Developing a strategic framework for modeling latency costs in illiquid markets requires moving beyond the standard Transaction Cost Analysis (TCA) models used for liquid equities. Traditional TCA relies on comparing an execution price to a well-defined benchmark, such as the volume-weighted average price (VWAP) or the arrival price. These benchmarks are meaningful only when there is a continuous and reliable stream of public market data.

For an unlisted equity security, a distressed debt instrument, or a bespoke derivative, such benchmarks are unavailable or misleading. The strategy, therefore, must be to construct a model that creates its own internal, dynamic benchmark based on the unique characteristics of the asset and its trading environment.

This approach can be conceptualized as building an “Information Decay Model.” The core of this strategy is to quantify how the certainty of an asset’s valuation diminishes over time.
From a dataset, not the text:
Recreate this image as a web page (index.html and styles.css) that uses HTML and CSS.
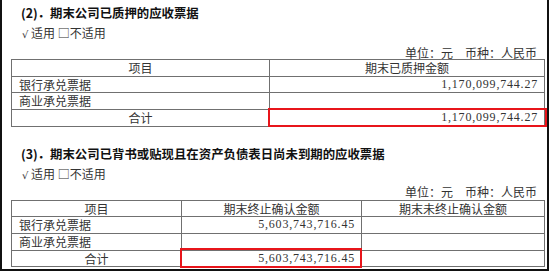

This model must incorporate several key factors. The first is the asset’s intrinsic volatility, adjusted for its illiquidity. The second is the expected frequency of new, material information affecting the asset’s value.

The third is the structure of the market itself, particularly the number of potential counterparties and the methods for discovering them, such as a Request for Quote (RFQ) system. The strategy is to model the interplay of these elements to produce a time-dependent cost function. This function will output the expected cost of latency for a given delay, providing a quantitative basis for strategic decisions.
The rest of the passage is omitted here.